Bloqueador prometido de novo
Em meio à crise no sistema prisional de Goiás, agravada com a divulgação de regalias e facilidades dos detentos para cometerem crimes e com a exoneração do titular da área, o governo do Estado anunciou, ontem, mais uma vez, que vai adquirir bloqueadores de celular para instalar no Complexo Prisional de Aparecida de Goiânia. Pelo menos desde 2011 vem sendo divulgada a promessa do uso dos equipamentos tanto Penitenciária Odenir Guimarães (POG) como na Casa de Prisão Provisória (CPP), localizados no complexo prisional, de forma a coibir a ação dos criminosos e a crescente onda de crimes em Goiás, praticados com supostas ordens de detentos.
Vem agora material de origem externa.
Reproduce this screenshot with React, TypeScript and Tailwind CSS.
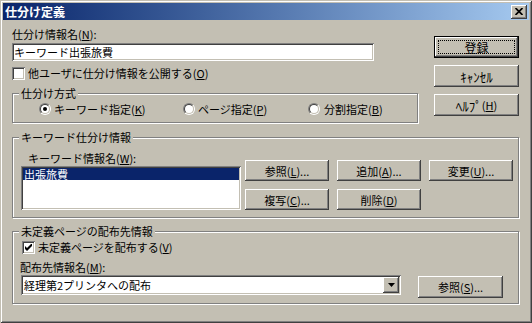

A repercussão nacional da precariedade do sistema prisional do Estado fez o governador Marconi Perillo (PSDB) exonerar o secretário de Administração Penitenciária e Justiça, Edemundo Dias de Oliveira Filho, e o superintendente da pasta, Antônio Carlos de Lima, conforme divulgou ontem O POPULAR. O tucano nomeou o titular da Secretaria de Segurança Pública (SSP), Joaquim Mesquita, e o superintendente-executivo da SSP, coronel Edson Costa de Araújo, para acumular as funções, interinamente. O programa Fantástico, da Rede Globo, mostrou domingo as regalias de presos na POG.
Durante assinatura do contrato do Centro de Referência e Excelência em Dependência Química (Credeq) de Aparecida de Goiânia, Marconi explicou ontem sua aposta no novo nome. “O secretário Joaquim assume com a incumbência provisória de levantar as falhas e as medidas que precisam ser adotadas, como a instalação de bloqueadores de celulares no presídio de Aparecida. A outra é a conclusão do processo e aquisição de mais tornozeleiras eletrônicas”, acentuou o governador, durante o evento, no Palácio Pedro Ludovico Teixeira.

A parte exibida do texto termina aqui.